• _PROMPT_
Output the material exactly, but drop every image it holds.

• _DATA SEGMENT_
__________________________________________________
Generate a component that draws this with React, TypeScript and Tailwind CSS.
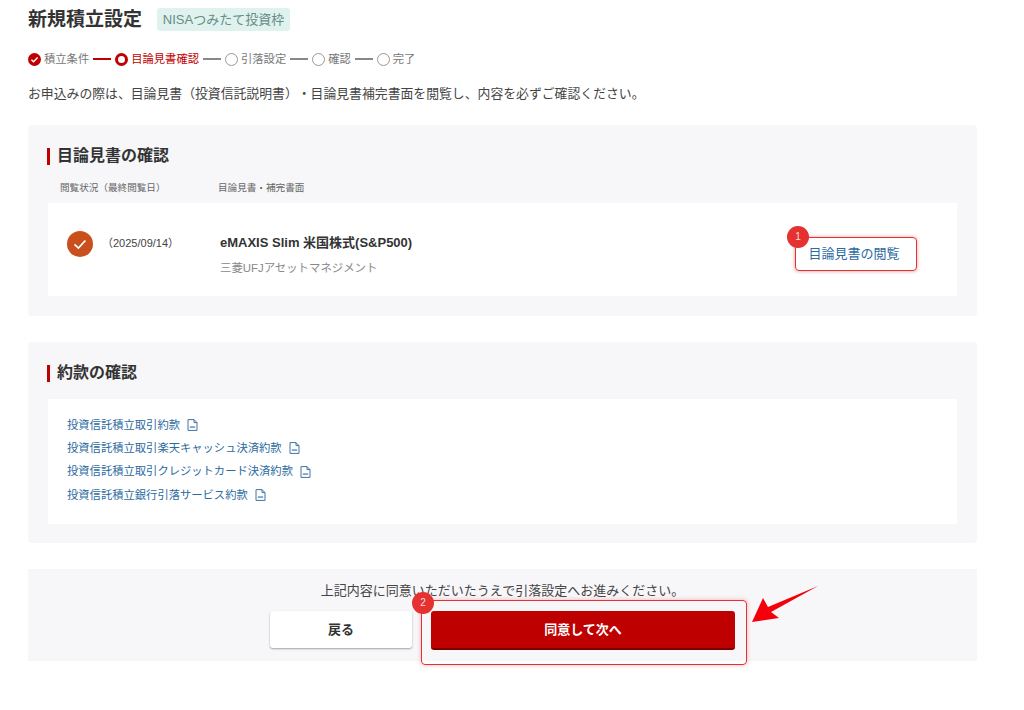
const fontStack = { fontFamily: '"Liberation Sans", "Noto Sans CJK JP", sans-serif' };

const steps = [
  { label: '積立条件', state: 'done' },
  { label: '目論見書確認', state: 'current' },
  { label: '引落設定', state: 'todo' },
  { label: '確認', state: 'todo' },
  { label: '完了', state: 'todo' },
];

const yakkan = [
  '投資信託積立取引約款',
  '投資信託積立取引楽天キャッシュ決済約款',
  '投資信託積立取引クレジットカード決済約款',
  '投資信託積立銀行引落サービス約款',
];

function StepIcon({ state }: { state: string }) {
  if (state === 'done') {
    return (
      <svg width="13" height="13" viewBox="0 0 13 13" className="shrink-0">
        <circle cx="6.5" cy="6.5" r="6.5" fill="#bf0000" />
        <path d="M3.4 6.7l2.2 2.1 4-4.2" fill="none" stroke="#fff" strokeWidth="1.5" />
      </svg>
    );
  }
  if (state === 'current') {
    return <span className="w-[13px] h-[13px] shrink-0 rounded-full border-[3px] border-[#bf0000] bg-white" />;
  }
  return <span className="w-[13px] h-[13px] shrink-0 rounded-full border border-[#999999] bg-white" />;
}

function PdfIcon() {
  return (
    <svg width="11" height="12" viewBox="0 0 11 12" className="shrink-0">
      <path d="M1 .6h6l3 3v7.800H1z" fill="none" stroke="#3f74a3" strokeWidth="1" />
      <path d="M7 .6v3h3" fill="none" stroke="#3f74a3" strokeWidth="1" />
      <path d="M2.800 7.200h5.400v1.800H2.800z" fill="#7fa3c4" />
    </svg>
  );
}

function Heading({ children }: { children: string }) {
  return (
    <h2 className="flex items-center gap-[7px] -ml-px text-[16px] leading-[18px] font-bold text-[#333333]">
      <span className="w-[3px] h-[17px] bg-[#bf0000]" />
      {children}
    </h2>
  );
}

function Badge({ n, className }: { n: number; className: string }) {
  return (
    <span className={`absolute w-[22px] h-[22px] rounded-full bg-[#e5312f] text-[#ffdcdc] text-[10px] leading-[22px] text-center ${className}`}>
      {n}
    </span>
  );
}

export default function App() {
  return (
    <div className="relative w-[1024px] h-[710px] bg-white overflow-hidden text-[#333333] [text-spacing-trim:space-all]" style={fontStack}>
      <div className="w-[949px] ml-[28px] pt-[8px]">
        <div className="flex items-center h-[23px] gap-[15px]">
          <h1 className="text-[19px] leading-[23px] font-bold text-[#333333]">新規積立設定</h1>
          <span className="h-[23px] w-[133px] rounded-[3px] bg-[#dff2ee] text-[13px] leading-[23px] text-center text-[#668c86]">
            NISAつみたて投資枠
          </span>
        </div>

        <ol className="flex items-center mt-[20px] h-[16px] text-[11.3px] text-[#777777]">
          {steps.map((s, i) => (
            <li key={s.label} className="flex items-center">
              {i > 0 && (
                <span className={`w-[18px] h-[2px] mx-[4px] ${i === 1 ? 'bg-[#bf0000]' : 'bg-[#888888]'}`} />
              )}
              <StepIcon state={s.state} />
              <span className={`ml-[3px] ${s.state === 'current' ? 'text-[#bf0000]' : ''}`}>{s.label}</span>
            </li>
          ))}
        </ol>

        <p className="mt-[18px] text-[12.85px] leading-[18px] text-[#444444]">
          お申込みの際は、目論見書（投資信託説明書）・目論見書補完書面を閲覧し、内容を必ずご確認ください。
        </p>

        <section className="mt-[22px] h-[191px] rounded-[4px] bg-[#f7f6f9] px-[20px] pt-[22px]">
          <Heading>目論見書の確認</Heading>
          <div className="flex h-[38px] items-center text-[9.6px] text-[#666666] pl-[12px] pt-[9px]">
            <span className="w-[158px]">閲覧状況（最終閲覧日）</span>
            <span>目論見書・補完書面</span>
          </div>
          <div className="flex items-start h-[93px] bg-white pl-[19px] pr-[41px]">
            <svg width="26" height="26" viewBox="0 0 26 26" className="mt-[28px] shrink-0">
              <circle cx="13" cy="13" r="13" fill="#c9501c" />
              <path d="M7.500 13.300l3.900 3.700 7-7.500" fill="none" stroke="#fff" strokeWidth="1.700" />
            </svg>
            <span className="mt-[32px] ml-[9px] w-[118px] text-[11px] leading-[16px] text-[#444444]">（2025/09/14）</span>
            <div className="mt-[31px] flex-1">
              <p className="text-[13px] leading-[18px] font-bold text-[#333333]">eMAXIS Slim 米国株式(S&amp;P500)</p>
              <p className="mt-[8px] text-[11.4px] leading-[16px] text-[#888888]">三菱UFJアセットマネジメント</p>
            </div>
            <div className="mt-[34px] w-[121px] h-[33px] pr-[3px] text-center text-[13px] leading-[33px] text-[#2b6a9f] bg-white shadow-[0_1px_3px_rgba(0,0,0,0.15)]">
              目論見書の閲覧
            </div>
          </div>
        </section>

        <section className="mt-[26px] h-[201px] rounded-[4px] bg-[#f7f6f9] px-[20px] pt-[22px]">
          <Heading>約款の確認</Heading>
          <div className="mt-[17px] h-[125px] bg-white pl-[19px] pt-[17px]">
            <ul className="flex flex-col gap-[5.4px]">
              {yakkan.map(t => (
                <li key={t} className="flex items-center gap-[7px] h-[18px] text-[11.3px] text-[#2b6a9f]">
                  <span>{t}</span>
                  <PdfIcon />
                </li>
              ))}
            </ul>
          </div>
        </section>

        <section className="mt-[26px] h-[92px] bg-[#f7f6f9] pt-[13px]">
          <p className="text-center text-[13px] leading-[18px] text-[#444444]">
            上記内容に同意いただいたうえで引落設定へお進みください。
          </p>
          <div className="flex mt-[11px] ml-[242px] gap-[19px]">
            <button className="w-[142px] h-[37px] rounded-[3px] bg-white text-[13px] font-bold text-[#333333] shadow-[0_1px_2px_rgba(0,0,0,0.35)]">
              戻る
            </button>
            <button className="w-[304px] h-[39px] rounded-[3px] bg-[#bf0000] border-b-2 border-[#7a0000] text-[13px] font-bold text-white">
              同意して次へ
            </button>
          </div>
        </section>
      </div>

      {/* 注釈 */}
      <div className="absolute left-[795px] top-[237px] w-[122px] h-[34px] rounded-[4px] border-[1.5px] border-[#e5312f] shadow-[0_0_4px_rgba(226,40,46,0.35)]" />
      <Badge n={1} className="left-[787px] top-[226px]" />
      <div className="absolute left-[421px] top-[600px] w-[326px] h-[65px] rounded-[4px] border-[1.5px] border-[#e5312f] shadow-[0_0_4px_rgba(226,40,46,0.35)]" />
      <Badge n={2} className="left-[412px] top-[592px]" />
      <svg width="72" height="40" viewBox="0 0 72 40" className="absolute left-[750px] top-[585px]">
        <path d="M68 1 L21 27 L29 33 L2 37 L13 13 L18 22 Z" fill="#f4000a" />
      </svg>
    </div>
  );
}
__________________________________________________
• _ANSWER BELOW_
Generate a component that draws this with React, TypeScript and Tailwind CSS.
const fontStack = { fontFamily: '"Liberation Sans", "Noto Sans CJK JP", sans-serif' };

const steps = [
  { label: '積立条件', state: 'done' },
  { label: '目論見書確認', state: 'current' },
  { label: '引落設定', state: 'todo' },
  { label: '確認', state: 'todo' },
  { label: '完了', state: 'todo' },
];

const yakkan = [
  '投資信託積立取引約款',
  '投資信託積立取引楽天キャッシュ決済約款',
  '投資信託積立取引クレジットカード決済約款',
  '投資信託積立銀行引落サービス約款',
];

function StepIcon({ state }: { state: string }) {
  if (state === 'done') {
    return (
      <svg width="13" height="13" viewBox="0 0 13 13" className="shrink-0">
        <circle cx="6.5" cy="6.5" r="6.5" fill="#bf0000" />
        <path d="M3.4 6.7l2.2 2.1 4-4.2" fill="none" stroke="#fff" strokeWidth="1.5" />
      </svg>
    );
  }
  if (state === 'current') {
    return <span className="w-[13px] h-[13px] shrink-0 rounded-full border-[3px] border-[#bf0000] bg-white" />;
  }
  return <span className="w-[13px] h-[13px] shrink-0 rounded-full border border-[#999999] bg-white" />;
}

function PdfIcon() {
  return (
    <svg width="11" height="12" viewBox="0 0 11 12" className="shrink-0">
      <path d="M1 .6h6l3 3v7.800H1z" fill="none" stroke="#3f74a3" strokeWidth="1" />
      <path d="M7 .6v3h3" fill="none" stroke="#3f74a3" strokeWidth="1" />
      <path d="M2.800 7.200h5.400v1.800H2.800z" fill="#7fa3c4" />
    </svg>
  );
}

function Heading({ children }: { children: string }) {
  return (
    <h2 className="flex items-center gap-[7px] -ml-px text-[16px] leading-[18px] font-bold text-[#333333]">
      <span className="w-[3px] h-[17px] bg-[#bf0000]" />
      {children}
    </h2>
  );
}

function Badge({ n, className }: { n: number; className: string }) {
  return (
    <span className={`absolute w-[22px] h-[22px] rounded-full bg-[#e5312f] text-[#ffdcdc] text-[10px] leading-[22px] text-center ${className}`}>
      {n}
    </span>
  );
}

export default function App() {
  return (
    <div className="relative w-[1024px] h-[710px] bg-white overflow-hidden text-[#333333] [text-spacing-trim:space-all]" style={fontStack}>
      <div className="w-[949px] ml-[28px] pt-[8px]">
        <div className="flex items-center h-[23px] gap-[15px]">
          <h1 className="text-[19px] leading-[23px] font-bold text-[#333333]">新規積立設定</h1>
          <span className="h-[23px] w-[133px] rounded-[3px] bg-[#dff2ee] text-[13px] leading-[23px] text-center text-[#668c86]">
            NISAつみたて投資枠
          </span>
        </div>

        <ol className="flex items-center mt-[20px] h-[16px] text-[11.3px] text-[#777777]">
          {steps.map((s, i) => (
            <li key={s.label} className="flex items-center">
              {i > 0 && (
                <span className={`w-[18px] h-[2px] mx-[4px] ${i === 1 ? 'bg-[#bf0000]' : 'bg-[#888888]'}`} />
              )}
              <StepIcon state={s.state} />
              <span className={`ml-[3px] ${s.state === 'current' ? 'text-[#bf0000]' : ''}`}>{s.label}</span>
            </li>
          ))}
        </ol>

        <p className="mt-[18px] text-[12.85px] leading-[18px] text-[#444444]">
          お申込みの際は、目論見書（投資信託説明書）・目論見書補完書面を閲覧し、内容を必ずご確認ください。
        </p>

        <section className="mt-[22px] h-[191px] rounded-[4px] bg-[#f7f6f9] px-[20px] pt-[22px]">
          <Heading>目論見書の確認</Heading>
          <div className="flex h-[38px] items-center text-[9.6px] text-[#666666] pl-[12px] pt-[9px]">
            <span className="w-[158px]">閲覧状況（最終閲覧日）</span>
            <span>目論見書・補完書面</span>
          </div>
          <div className="flex items-start h-[93px] bg-white pl-[19px] pr-[41px]">
            <svg width="26" height="26" viewBox="0 0 26 26" className="mt-[28px] shrink-0">
              <circle cx="13" cy="13" r="13" fill="#c9501c" />
              <path d="M7.500 13.300l3.900 3.700 7-7.500" fill="none" stroke="#fff" strokeWidth="1.700" />
            </svg>
            <span className="mt-[32px] ml-[9px] w-[118px] text-[11px] leading-[16px] text-[#444444]">（2025/09/14）</span>
            <div className="mt-[31px] flex-1">
              <p className="text-[13px] leading-[18px] font-bold text-[#333333]">eMAXIS Slim 米国株式(S&amp;P500)</p>
              <p className="mt-[8px] text-[11.4px] leading-[16px] text-[#888888]">三菱UFJアセットマネジメント</p>
            </div>
            <div className="mt-[34px] w-[121px] h-[33px] pr-[3px] text-center text-[13px] leading-[33px] text-[#2b6a9f] bg-white shadow-[0_1px_3px_rgba(0,0,0,0.15)]">
              目論見書の閲覧
            </div>
          </div>
        </section>

        <section className="mt-[26px] h-[201px] rounded-[4px] bg-[#f7f6f9] px-[20px] pt-[22px]">
          <Heading>約款の確認</Heading>
          <div className="mt-[17px] h-[125px] bg-white pl-[19px] pt-[17px]">
            <ul className="flex flex-col gap-[5.4px]">
              {yakkan.map(t => (
                <li key={t} className="flex items-center gap-[7px] h-[18px] text-[11.3px] text-[#2b6a9f]">
                  <span>{t}</span>
                  <PdfIcon />
                </li>
              ))}
            </ul>
          </div>
        </section>

        <section className="mt-[26px] h-[92px] bg-[#f7f6f9] pt-[13px]">
          <p className="text-center text-[13px] leading-[18px] text-[#444444]">
            上記内容に同意いただいたうえで引落設定へお進みください。
          </p>
          <div className="flex mt-[11px] ml-[242px] gap-[19px]">
            <button className="w-[142px] h-[37px] rounded-[3px] bg-white text-[13px] font-bold text-[#333333] shadow-[0_1px_2px_rgba(0,0,0,0.35)]">
              戻る
            </button>
            <button className="w-[304px] h-[39px] rounded-[3px] bg-[#bf0000] border-b-2 border-[#7a0000] text-[13px] font-bold text-white">
              同意して次へ
            </button>
          </div>
        </section>
      </div>

      {/* 注釈 */}
      <div className="absolute left-[795px] top-[237px] w-[122px] h-[34px] rounded-[4px] border-[1.5px] border-[#e5312f] shadow-[0_0_4px_rgba(226,40,46,0.35)]" />
      <Badge n={1} className="left-[787px] top-[226px]" />
      <div className="absolute left-[421px] top-[600px] w-[326px] h-[65px] rounded-[4px] border-[1.5px] border-[#e5312f] shadow-[0_0_4px_rgba(226,40,46,0.35)]" />
      <Badge n={2} className="left-[412px] top-[592px]" />
      <svg width="72" height="40" viewBox="0 0 72 40" className="absolute left-[750px] top-[585px]">
        <path d="M68 1 L21 27 L29 33 L2 37 L13 13 L18 22 Z" fill="#f4000a" />
      </svg>
    </div>
  );
}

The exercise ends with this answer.